Verteidigerin des Sozialismus

Nachricht Osterode, 18. März 2022

Dr. Heidi Gidion referierte über Christa Wolf

@Christian Dolle

Um Christa Wolf ging es beim literarischen Abend mit Dr. Heidi Gidion in der Osteroder Schlosskirche. Die Literaturwissenschaftlerin aus Göttingen stellte die Schriftstellerin als eine der wichtigen Stimmen im geteilten Deutschland vor. Sie ging auf Wolfs Verhältnis zur DDR sowie auch auf die Kritik an ihrer Haltung nach der Wende ein.

Dr. Heidi Gidion war auf Einladung von Pastorin Ute Rokahr bereits zum dritten Mal für eine Veranstaltung in Osterode, hat sich hier inzwischen schon ein kleines, aber feines Stammpublikum aufgebaut. Das liegt zum einen sicher an ihrem fundierten literarischen Wissen und der Fähigkeit, bestimmte Aspekte anhand weniger ausgewählter Texte und einer weitreichenden Einordnung herauszuarbeiten. Zum anderen liegt es aber auch an ihrer Art, sehr persönlich, aus dem eigenen Leben erzählend zu referieren und dabei jene Begeisterung für Literatur zu wecken, die offenbar auch sie in ihrem Leben begleitet.

Aus ihrer Begeisterung für Christa Wolf machte Dr. Gidion an diesem Abend keinen Hehl. Sie sprach zwar an, dass die Autorin in der Zeit der deutsch-deutschen Teilung als Verteidigerin ihres Landes gegenüber dem Westen galt, stellte sie aber vor allem als moralische Instanz in der DDR sowie als Publikumsmagnet, beinahe schon literarischer Popstar in der Bundesrepublik dar.

Damit war Christa Wolf eine Kritikerin, die den Sozialismus nicht gänzlich ablehnte, sondern sich eine bessere Form der Ideologie wünschte und ihm daher nicht entfliehen wollte, sondern von innen heraus analysierte und mahnte und dabei Streichungen in ihren Werken und überhaupt Überwachung in Kauf nahm.
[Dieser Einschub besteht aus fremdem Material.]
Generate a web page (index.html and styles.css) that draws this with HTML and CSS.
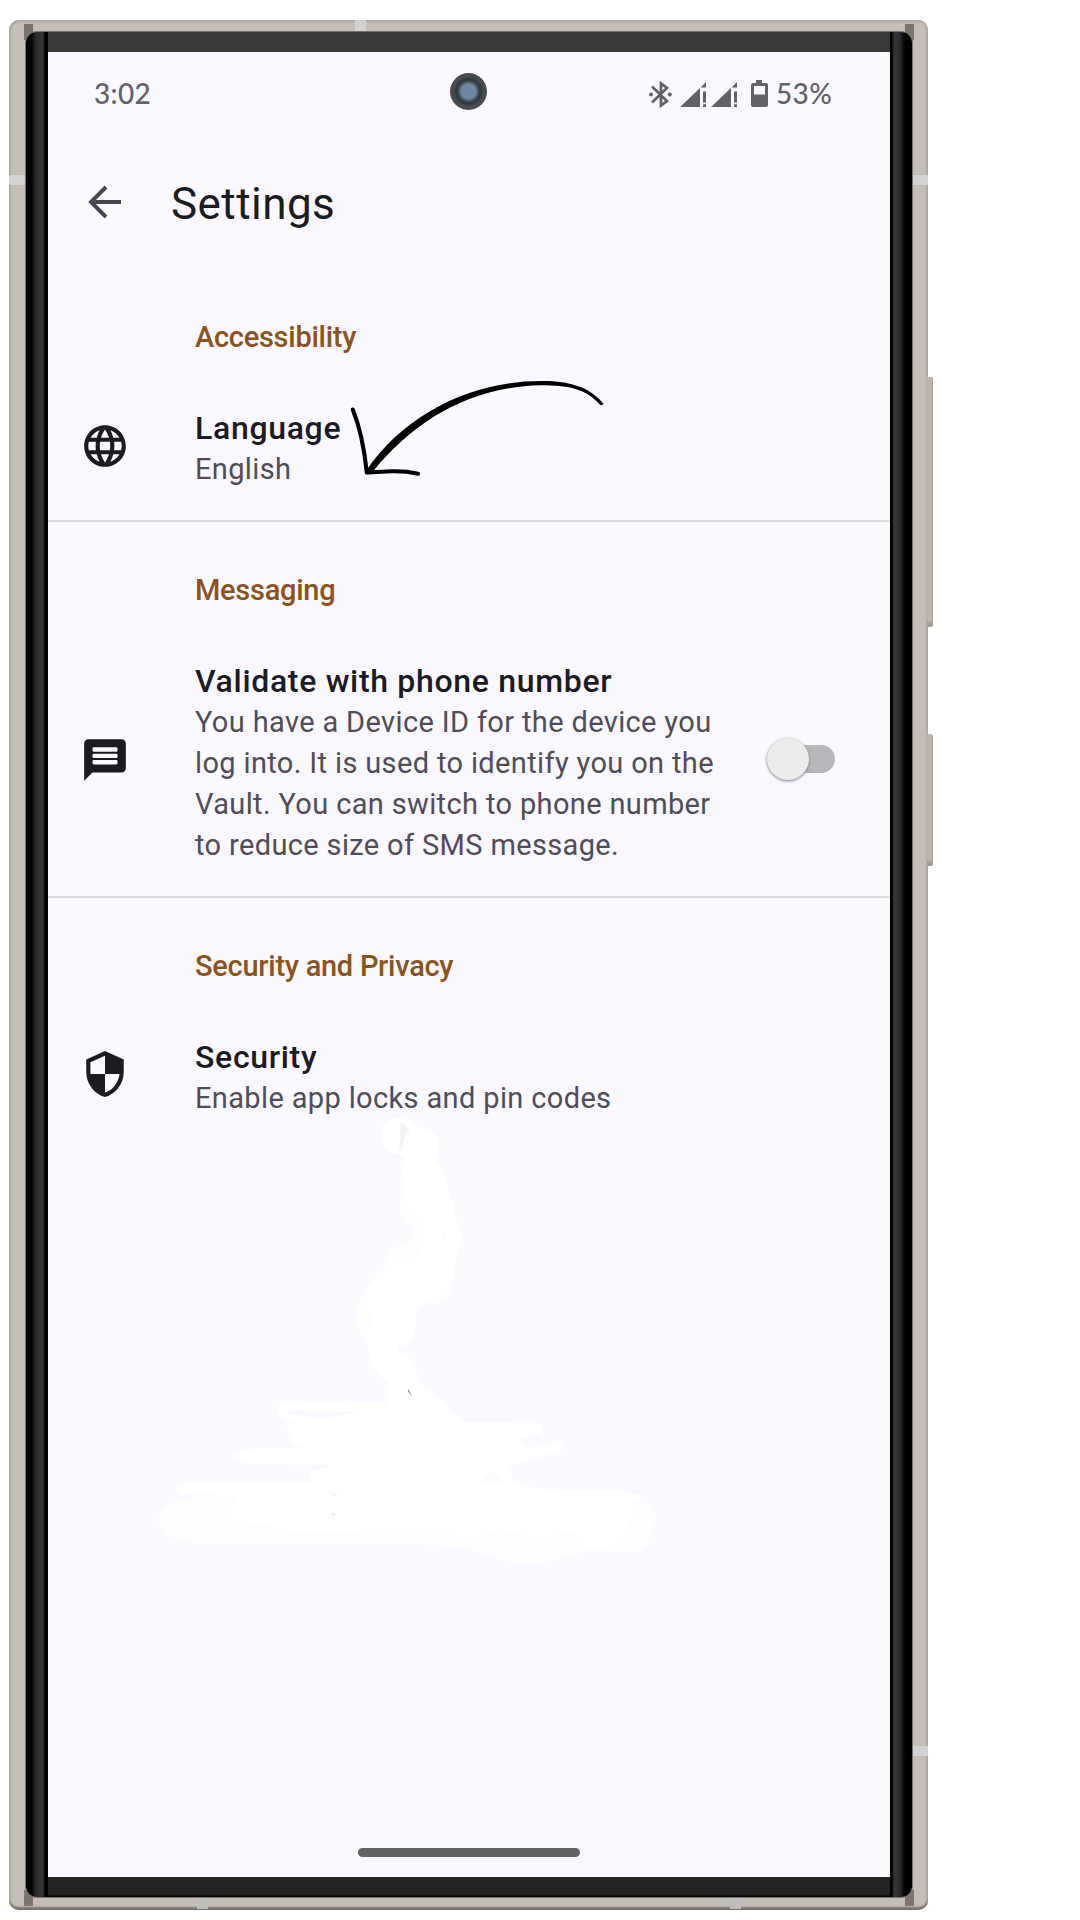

Mit „Kassandra“ oder auch „Störfall“ warnte sie deutlicher als viele andere.

Was das für sie bedeutete, machte sie nach der Wende in „Was bleibt“ deutlich, in dem sie schon 1979 beschrieb, wie sie als Schriftstellerin von der Stasi observiert wurde. Allerdings glaubten ihr bei der Veröffentlichung 1990 viele nicht, dass das Buch bereits etliche Jahre zuvor entstanden war, was damals deutlich an ihrer Reputation rüttelte. Dr. Gidion hingegen verteidigte Christa Wolf an diesem Abend geradezu glühend und gab ihren Zuhörern damit einigen Stoff zum Nachdenken mit, vielleicht auch den Anreiz, sich wieder einmal mit den Büchern von Christa Wolf auseinanderzusetzen.